** Start of Data **
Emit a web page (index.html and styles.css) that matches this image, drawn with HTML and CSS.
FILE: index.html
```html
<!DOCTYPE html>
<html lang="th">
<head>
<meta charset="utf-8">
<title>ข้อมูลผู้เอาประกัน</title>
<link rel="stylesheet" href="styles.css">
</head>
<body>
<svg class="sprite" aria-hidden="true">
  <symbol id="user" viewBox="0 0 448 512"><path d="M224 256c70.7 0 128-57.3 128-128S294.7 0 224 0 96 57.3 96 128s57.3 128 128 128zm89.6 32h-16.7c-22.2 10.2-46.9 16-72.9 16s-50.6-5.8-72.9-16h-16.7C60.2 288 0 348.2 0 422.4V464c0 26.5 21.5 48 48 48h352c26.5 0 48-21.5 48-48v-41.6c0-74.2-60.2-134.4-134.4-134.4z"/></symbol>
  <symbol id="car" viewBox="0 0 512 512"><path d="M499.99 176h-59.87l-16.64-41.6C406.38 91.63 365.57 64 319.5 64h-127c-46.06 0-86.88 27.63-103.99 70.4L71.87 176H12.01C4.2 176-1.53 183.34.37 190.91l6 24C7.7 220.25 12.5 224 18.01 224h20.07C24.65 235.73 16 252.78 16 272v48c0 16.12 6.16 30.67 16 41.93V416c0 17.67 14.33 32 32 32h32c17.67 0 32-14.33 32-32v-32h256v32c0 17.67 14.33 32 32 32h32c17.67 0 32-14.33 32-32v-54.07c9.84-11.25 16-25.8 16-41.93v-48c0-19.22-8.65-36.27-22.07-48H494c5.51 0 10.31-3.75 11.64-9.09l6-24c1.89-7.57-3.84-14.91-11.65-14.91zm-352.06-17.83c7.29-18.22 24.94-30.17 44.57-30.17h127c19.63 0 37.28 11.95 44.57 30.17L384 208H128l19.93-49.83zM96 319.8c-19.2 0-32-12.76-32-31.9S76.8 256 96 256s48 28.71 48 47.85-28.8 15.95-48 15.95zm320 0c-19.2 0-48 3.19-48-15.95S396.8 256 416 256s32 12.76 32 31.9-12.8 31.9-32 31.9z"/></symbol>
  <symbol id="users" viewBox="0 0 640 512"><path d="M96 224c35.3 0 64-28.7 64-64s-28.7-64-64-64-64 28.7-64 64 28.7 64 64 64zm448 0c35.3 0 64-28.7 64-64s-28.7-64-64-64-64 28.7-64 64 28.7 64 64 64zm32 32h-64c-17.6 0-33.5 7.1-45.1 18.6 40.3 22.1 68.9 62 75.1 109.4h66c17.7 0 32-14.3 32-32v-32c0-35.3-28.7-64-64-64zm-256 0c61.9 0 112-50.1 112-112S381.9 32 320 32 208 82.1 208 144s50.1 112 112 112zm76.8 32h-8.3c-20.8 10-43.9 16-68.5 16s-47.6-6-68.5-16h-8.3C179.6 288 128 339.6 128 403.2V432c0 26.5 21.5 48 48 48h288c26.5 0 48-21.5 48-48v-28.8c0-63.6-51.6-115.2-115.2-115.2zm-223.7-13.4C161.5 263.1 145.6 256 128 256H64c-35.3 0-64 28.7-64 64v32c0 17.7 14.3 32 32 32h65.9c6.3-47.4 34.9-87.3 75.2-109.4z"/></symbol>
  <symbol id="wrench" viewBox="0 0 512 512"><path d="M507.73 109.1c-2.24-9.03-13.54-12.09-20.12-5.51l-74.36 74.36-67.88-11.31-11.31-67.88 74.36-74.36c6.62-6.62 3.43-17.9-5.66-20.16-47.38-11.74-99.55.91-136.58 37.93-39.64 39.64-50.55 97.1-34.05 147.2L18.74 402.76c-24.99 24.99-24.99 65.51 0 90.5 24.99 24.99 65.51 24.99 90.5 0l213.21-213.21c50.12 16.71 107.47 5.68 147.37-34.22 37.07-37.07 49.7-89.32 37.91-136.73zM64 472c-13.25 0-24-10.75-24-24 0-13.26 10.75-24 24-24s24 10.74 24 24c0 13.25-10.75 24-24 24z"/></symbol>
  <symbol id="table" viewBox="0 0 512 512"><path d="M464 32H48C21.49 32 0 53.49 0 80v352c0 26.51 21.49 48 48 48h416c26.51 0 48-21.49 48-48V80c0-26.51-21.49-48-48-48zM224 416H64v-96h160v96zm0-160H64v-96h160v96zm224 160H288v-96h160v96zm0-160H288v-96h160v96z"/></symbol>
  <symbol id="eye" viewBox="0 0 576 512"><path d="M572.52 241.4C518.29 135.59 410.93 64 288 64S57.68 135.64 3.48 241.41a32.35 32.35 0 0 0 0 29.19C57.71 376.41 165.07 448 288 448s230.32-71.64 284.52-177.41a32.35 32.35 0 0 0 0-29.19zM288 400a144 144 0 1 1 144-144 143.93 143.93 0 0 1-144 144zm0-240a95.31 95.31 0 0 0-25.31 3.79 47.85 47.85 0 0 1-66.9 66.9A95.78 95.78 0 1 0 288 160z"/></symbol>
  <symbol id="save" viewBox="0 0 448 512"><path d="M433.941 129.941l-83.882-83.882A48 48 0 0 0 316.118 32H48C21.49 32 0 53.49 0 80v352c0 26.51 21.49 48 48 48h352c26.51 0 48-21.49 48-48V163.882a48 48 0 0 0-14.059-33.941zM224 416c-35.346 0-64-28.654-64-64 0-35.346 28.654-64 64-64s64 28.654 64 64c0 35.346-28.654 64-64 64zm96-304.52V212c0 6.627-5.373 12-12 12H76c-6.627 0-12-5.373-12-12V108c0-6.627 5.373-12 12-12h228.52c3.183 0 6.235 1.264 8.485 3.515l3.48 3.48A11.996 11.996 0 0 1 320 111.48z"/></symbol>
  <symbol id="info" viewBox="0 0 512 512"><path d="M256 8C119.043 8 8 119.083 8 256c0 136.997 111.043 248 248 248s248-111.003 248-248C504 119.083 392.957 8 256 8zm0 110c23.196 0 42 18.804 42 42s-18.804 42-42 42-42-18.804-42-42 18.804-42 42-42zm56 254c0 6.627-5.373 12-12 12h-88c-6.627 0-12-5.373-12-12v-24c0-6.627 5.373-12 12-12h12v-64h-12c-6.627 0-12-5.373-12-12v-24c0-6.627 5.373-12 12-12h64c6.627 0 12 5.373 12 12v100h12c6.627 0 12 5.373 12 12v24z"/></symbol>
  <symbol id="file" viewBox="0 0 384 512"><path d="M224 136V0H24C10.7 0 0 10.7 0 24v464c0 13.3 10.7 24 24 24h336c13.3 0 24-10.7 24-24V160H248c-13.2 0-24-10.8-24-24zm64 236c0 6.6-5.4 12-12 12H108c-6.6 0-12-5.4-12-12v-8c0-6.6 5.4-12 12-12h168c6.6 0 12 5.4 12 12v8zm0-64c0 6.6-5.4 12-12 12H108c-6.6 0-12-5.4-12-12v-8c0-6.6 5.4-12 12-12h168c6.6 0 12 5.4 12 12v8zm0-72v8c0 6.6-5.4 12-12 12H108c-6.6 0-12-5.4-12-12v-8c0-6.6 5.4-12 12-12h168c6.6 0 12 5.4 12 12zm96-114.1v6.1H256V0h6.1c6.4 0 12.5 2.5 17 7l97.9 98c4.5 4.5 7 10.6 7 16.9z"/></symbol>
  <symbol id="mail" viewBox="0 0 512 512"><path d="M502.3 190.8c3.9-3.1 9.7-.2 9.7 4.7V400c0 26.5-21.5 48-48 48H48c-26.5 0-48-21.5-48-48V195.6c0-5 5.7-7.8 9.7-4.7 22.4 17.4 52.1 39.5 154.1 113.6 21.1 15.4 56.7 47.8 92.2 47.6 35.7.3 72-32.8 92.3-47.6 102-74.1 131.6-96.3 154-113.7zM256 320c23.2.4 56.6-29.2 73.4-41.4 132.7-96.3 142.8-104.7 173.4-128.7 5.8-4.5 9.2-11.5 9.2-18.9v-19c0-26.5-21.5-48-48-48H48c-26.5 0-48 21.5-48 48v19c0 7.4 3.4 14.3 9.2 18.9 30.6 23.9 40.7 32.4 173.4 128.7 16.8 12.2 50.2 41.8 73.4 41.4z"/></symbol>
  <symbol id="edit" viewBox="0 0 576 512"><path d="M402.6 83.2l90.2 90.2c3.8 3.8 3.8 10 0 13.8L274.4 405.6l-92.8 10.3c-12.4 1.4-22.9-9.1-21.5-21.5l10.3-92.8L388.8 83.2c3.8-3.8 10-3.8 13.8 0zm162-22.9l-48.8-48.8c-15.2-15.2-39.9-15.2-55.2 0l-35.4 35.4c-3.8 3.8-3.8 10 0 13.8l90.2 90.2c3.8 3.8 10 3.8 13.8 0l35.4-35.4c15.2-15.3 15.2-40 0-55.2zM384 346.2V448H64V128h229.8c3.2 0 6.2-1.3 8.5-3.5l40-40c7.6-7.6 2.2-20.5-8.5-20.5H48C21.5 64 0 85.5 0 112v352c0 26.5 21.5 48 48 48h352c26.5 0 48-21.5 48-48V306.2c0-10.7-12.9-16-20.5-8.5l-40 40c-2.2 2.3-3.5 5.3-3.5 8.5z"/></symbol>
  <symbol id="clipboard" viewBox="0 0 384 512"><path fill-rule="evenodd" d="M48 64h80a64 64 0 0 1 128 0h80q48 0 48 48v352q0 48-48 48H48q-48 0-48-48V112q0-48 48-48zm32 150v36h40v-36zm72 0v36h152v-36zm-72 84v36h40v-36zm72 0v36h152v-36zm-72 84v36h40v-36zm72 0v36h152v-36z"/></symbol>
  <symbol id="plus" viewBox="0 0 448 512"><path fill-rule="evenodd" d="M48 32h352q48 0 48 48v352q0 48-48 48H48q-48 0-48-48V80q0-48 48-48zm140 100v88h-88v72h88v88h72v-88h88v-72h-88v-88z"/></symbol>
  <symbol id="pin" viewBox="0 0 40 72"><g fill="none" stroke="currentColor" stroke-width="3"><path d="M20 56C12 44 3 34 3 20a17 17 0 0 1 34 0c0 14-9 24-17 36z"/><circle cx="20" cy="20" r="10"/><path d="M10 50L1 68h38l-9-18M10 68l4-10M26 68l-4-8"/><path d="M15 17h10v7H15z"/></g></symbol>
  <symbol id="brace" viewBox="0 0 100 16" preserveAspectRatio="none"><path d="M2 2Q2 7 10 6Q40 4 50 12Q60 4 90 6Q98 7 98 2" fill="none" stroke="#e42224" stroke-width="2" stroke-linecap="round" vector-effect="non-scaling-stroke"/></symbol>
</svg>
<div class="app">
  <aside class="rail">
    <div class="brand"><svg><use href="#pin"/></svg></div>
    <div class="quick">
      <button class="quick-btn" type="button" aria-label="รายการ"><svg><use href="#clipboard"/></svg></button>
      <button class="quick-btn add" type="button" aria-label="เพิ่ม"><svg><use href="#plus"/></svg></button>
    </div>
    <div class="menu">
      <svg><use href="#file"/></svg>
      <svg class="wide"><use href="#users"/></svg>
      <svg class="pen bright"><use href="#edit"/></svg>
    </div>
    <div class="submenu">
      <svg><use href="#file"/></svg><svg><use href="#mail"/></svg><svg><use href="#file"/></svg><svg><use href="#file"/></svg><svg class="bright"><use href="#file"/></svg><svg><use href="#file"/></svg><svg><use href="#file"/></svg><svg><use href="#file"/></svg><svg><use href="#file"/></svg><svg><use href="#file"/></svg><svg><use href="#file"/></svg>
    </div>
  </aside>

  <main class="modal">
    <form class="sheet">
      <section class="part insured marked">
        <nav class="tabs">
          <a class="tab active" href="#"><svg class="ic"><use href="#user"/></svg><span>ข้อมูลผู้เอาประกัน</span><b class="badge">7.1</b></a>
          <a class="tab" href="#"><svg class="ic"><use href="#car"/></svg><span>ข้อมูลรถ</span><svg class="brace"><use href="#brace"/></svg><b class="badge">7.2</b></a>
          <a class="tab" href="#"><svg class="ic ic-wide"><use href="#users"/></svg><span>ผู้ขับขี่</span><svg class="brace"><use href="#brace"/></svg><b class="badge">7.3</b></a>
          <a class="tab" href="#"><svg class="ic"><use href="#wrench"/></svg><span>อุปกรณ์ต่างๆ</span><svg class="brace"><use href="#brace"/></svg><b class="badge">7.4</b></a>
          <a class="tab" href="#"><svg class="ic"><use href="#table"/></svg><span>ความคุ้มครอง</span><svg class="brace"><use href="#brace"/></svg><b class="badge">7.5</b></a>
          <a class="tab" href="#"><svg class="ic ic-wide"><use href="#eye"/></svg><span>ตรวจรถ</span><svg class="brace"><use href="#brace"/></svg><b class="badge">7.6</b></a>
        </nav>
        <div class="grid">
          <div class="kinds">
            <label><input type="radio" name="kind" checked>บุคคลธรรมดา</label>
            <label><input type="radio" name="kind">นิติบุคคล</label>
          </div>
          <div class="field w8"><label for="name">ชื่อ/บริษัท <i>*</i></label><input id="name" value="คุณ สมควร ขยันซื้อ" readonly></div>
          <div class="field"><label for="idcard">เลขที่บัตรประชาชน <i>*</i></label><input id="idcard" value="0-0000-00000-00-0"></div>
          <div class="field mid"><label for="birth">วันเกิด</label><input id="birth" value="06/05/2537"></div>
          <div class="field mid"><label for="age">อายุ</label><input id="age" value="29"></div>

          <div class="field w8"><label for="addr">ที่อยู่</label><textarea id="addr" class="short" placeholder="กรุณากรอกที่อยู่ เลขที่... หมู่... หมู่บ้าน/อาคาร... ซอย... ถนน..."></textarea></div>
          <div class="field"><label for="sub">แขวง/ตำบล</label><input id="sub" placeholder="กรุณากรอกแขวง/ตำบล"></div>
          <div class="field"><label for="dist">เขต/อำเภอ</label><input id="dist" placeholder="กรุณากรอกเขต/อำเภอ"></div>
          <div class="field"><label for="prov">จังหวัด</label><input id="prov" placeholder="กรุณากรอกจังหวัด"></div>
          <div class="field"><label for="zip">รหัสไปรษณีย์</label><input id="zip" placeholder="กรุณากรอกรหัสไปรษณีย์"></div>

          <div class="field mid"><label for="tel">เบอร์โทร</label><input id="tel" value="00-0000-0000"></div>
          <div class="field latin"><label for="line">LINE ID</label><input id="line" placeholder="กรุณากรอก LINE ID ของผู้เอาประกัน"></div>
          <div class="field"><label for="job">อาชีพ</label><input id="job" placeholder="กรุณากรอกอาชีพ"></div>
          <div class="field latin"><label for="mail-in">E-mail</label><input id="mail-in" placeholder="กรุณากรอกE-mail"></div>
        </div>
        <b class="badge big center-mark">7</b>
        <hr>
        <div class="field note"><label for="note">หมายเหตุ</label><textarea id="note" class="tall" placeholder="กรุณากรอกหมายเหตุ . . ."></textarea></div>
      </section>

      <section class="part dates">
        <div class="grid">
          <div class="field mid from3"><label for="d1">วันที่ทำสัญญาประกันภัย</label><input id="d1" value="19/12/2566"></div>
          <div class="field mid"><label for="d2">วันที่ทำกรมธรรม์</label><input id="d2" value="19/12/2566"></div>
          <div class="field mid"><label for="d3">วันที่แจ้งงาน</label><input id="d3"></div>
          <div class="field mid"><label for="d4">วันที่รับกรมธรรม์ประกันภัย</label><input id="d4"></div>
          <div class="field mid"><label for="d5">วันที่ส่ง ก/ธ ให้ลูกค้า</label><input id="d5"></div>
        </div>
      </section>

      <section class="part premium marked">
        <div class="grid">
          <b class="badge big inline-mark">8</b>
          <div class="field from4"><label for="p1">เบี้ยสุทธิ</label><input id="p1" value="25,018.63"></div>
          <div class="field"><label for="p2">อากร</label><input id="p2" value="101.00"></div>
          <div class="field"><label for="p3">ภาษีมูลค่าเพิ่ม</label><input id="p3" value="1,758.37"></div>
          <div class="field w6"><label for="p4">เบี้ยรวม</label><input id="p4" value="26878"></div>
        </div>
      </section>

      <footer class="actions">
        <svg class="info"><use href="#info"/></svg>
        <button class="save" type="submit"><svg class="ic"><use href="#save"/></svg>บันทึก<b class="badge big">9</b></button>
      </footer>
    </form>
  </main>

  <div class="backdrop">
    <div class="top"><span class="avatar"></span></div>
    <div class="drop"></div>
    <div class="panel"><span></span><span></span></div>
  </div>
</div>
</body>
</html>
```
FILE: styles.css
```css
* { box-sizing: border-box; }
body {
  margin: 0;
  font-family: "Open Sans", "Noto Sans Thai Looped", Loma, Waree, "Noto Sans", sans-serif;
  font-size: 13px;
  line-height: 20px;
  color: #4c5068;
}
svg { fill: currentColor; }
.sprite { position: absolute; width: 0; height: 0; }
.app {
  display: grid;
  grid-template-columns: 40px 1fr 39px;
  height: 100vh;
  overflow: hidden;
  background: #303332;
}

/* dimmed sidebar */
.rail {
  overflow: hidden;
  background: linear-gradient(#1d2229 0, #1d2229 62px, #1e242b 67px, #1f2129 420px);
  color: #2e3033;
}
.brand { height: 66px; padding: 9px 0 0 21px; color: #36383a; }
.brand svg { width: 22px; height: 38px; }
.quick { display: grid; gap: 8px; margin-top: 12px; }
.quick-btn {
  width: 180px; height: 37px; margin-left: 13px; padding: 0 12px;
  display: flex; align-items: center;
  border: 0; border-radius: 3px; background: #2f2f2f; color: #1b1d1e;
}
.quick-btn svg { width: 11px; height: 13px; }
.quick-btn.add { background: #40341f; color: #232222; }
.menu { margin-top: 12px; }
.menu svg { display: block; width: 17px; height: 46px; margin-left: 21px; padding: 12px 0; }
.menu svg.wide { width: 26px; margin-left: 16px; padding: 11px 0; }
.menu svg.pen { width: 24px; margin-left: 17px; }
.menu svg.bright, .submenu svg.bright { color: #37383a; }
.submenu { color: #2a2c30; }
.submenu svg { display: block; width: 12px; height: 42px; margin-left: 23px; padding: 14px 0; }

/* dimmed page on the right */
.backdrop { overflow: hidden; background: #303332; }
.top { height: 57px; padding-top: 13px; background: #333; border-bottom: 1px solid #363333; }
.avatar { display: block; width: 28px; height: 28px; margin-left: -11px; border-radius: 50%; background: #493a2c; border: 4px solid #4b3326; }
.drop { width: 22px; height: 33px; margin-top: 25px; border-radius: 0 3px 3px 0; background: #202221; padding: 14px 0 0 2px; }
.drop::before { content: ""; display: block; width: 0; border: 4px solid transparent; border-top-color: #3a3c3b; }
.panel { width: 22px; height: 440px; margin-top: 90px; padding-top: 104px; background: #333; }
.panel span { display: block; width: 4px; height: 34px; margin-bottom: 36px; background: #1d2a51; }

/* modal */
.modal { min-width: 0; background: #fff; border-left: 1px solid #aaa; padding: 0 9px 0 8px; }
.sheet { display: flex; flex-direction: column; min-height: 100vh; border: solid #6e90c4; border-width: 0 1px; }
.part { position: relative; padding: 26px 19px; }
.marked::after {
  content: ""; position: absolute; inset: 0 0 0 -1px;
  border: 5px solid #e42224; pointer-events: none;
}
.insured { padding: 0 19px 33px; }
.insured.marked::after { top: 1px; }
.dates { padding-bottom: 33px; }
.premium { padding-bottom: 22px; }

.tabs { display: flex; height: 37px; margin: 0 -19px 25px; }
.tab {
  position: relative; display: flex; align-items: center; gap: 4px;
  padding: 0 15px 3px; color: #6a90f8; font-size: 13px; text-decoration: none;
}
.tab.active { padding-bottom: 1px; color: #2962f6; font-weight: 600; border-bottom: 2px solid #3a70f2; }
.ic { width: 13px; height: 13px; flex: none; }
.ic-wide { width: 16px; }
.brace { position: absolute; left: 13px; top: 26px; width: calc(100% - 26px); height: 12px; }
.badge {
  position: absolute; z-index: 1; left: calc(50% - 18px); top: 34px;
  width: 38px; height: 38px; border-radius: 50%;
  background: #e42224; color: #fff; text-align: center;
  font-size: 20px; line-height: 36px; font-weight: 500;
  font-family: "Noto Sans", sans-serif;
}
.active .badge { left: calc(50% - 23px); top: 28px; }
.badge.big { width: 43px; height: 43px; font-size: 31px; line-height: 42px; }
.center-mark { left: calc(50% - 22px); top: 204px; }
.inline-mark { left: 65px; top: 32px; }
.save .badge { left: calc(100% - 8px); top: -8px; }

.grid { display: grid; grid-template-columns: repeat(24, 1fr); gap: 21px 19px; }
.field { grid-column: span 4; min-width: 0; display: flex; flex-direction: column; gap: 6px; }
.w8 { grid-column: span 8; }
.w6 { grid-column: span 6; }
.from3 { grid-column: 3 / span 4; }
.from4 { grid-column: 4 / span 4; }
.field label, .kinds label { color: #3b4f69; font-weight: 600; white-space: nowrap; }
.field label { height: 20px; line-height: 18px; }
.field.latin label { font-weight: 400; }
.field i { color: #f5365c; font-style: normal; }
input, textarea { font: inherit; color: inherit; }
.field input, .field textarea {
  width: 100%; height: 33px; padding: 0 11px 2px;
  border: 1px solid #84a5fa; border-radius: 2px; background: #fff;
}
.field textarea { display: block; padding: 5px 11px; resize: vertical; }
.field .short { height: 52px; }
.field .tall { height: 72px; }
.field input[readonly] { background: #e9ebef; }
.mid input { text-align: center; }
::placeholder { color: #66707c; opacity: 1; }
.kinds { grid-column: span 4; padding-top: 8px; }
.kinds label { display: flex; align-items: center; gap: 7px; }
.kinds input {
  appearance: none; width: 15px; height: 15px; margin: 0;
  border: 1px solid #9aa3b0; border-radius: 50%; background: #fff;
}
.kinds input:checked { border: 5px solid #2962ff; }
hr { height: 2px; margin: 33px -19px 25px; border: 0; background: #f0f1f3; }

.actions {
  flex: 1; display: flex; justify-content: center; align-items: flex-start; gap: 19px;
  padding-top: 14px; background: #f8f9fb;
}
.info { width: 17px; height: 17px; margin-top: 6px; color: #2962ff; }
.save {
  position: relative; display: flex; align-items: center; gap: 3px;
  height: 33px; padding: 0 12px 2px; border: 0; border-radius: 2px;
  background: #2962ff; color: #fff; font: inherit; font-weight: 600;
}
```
** End of Data **
Using the listing above, pull out all lines that hold the word "styles".

Emit a web page (index.html and styles.css) that matches this image, drawn with HTML and CSS.
<link rel="stylesheet" href="styles.css">
FILE: styles.css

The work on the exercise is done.